Please transcribe the data that follows without the pictures, keeping every word the same.

__DATA PROVIDED__

◆ ◆ ◆ ◆

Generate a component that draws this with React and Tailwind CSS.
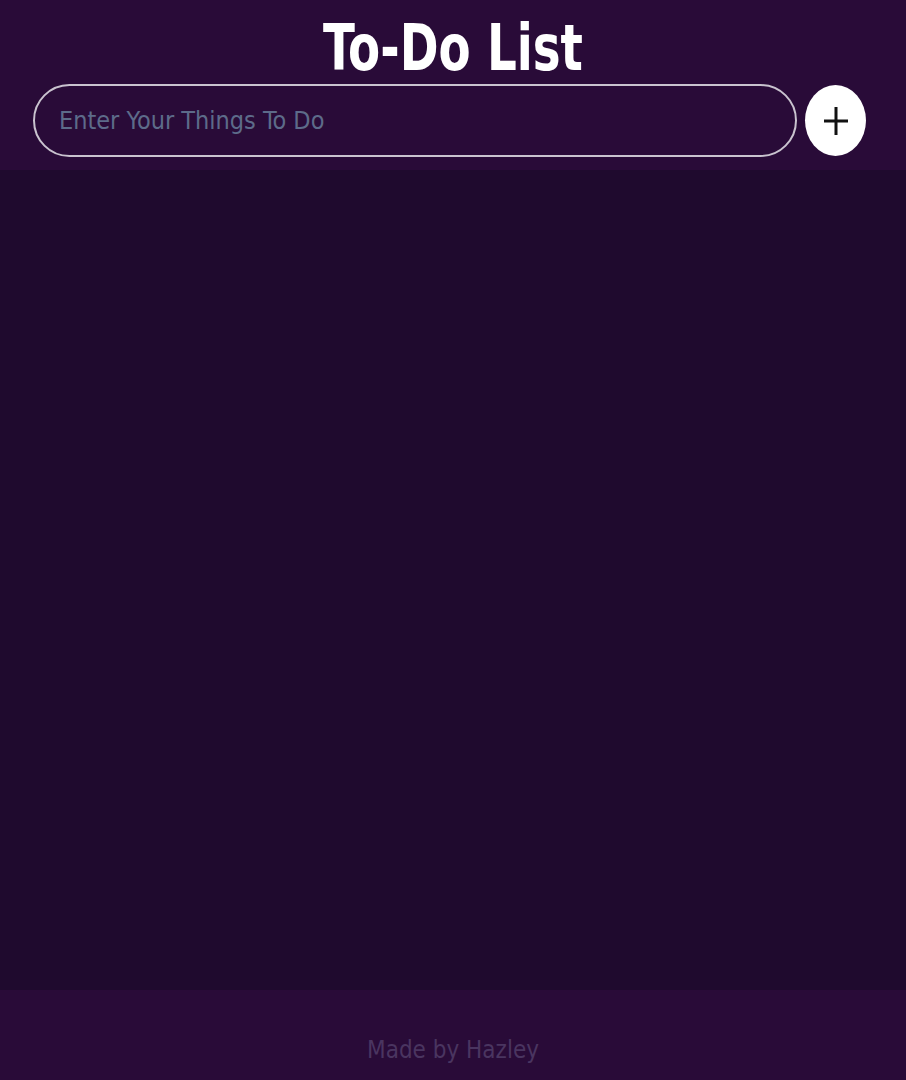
import { useState } from 'react';

export default function App() {
    const [todo, setTodo] = useState("");

    return (
        <div className="flex flex-col min-h-screen bg-[#1f0a2e] font-['DejaVu_Sans_Condensed','Liberation_Sans_Narrow',sans-serif]">
            <header className="h-[170px] bg-[#290b38] flex flex-col items-center pt-[10px]">
                <h1 className="text-[52px] leading-[60px] font-bold text-white scale-y-[1.24] origin-top">To-Do List</h1>
                <div className="w-full flex items-center gap-2 pl-[33px] pr-[40px] mt-[14px]">
                    <input
                        value={todo}
                        onChange={(e) => setTodo(e.target.value)}
                        placeholder="Enter Your Things To Do"
                        className="flex-1 h-[73px] rounded-full border-2 border-[#c9c3cf] bg-transparent px-6 text-[25px] text-white placeholder:text-[#5d6b8a] outline-none"
                    />
                    <button className="w-[61px] h-[71px] rounded-[50%] bg-white flex items-center justify-center">
                        <svg width="26" height="30" viewBox="0 0 26 30" fill="none" stroke="#111" strokeWidth="3">
                            <path d="M13 1v28M1 15h24" />
                        </svg>
                    </button>
                </div>
            </header>

            <main className="flex-1"></main>

            <footer className="h-[90px] bg-[#290b38] flex items-center justify-center pt-[30px]">
                <p className="text-[24px] text-[#4a3560]">Made by Hazley</p>
            </footer>
        </div>
    );
}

◆ ◆ ◆ ◆

__WRITTEN ANSWER__
Generate a component that draws this with React and Tailwind CSS.
import { useState } from 'react';

export default function App() {
    const [todo, setTodo] = useState("");

    return (
        <div className="flex flex-col min-h-screen bg-[#1f0a2e] font-['DejaVu_Sans_Condensed','Liberation_Sans_Narrow',sans-serif]">
            <header className="h-[170px] bg-[#290b38] flex flex-col items-center pt-[10px]">
                <h1 className="text-[52px] leading-[60px] font-bold text-white scale-y-[1.24] origin-top">To-Do List</h1>
                <div className="w-full flex items-center gap-2 pl-[33px] pr-[40px] mt-[14px]">
                    <input
                        value={todo}
                        onChange={(e) => setTodo(e.target.value)}
                        placeholder="Enter Your Things To Do"
                        className="flex-1 h-[73px] rounded-full border-2 border-[#c9c3cf] bg-transparent px-6 text-[25px] text-white placeholder:text-[#5d6b8a] outline-none"
                    />
                    <button className="w-[61px] h-[71px] rounded-[50%] bg-white flex items-center justify-center">
                        <svg width="26" height="30" viewBox="0 0 26 30" fill="none" stroke="#111" strokeWidth="3">
                            <path d="M13 1v28M1 15h24" />
                        </svg>
                    </button>
                </div>
            </header>

            <main className="flex-1"></main>

            <footer className="h-[90px] bg-[#290b38] flex items-center justify-center pt-[30px]">
                <p className="text-[24px] text-[#4a3560]">Made by Hazley</p>
            </footer>
        </div>
    );
}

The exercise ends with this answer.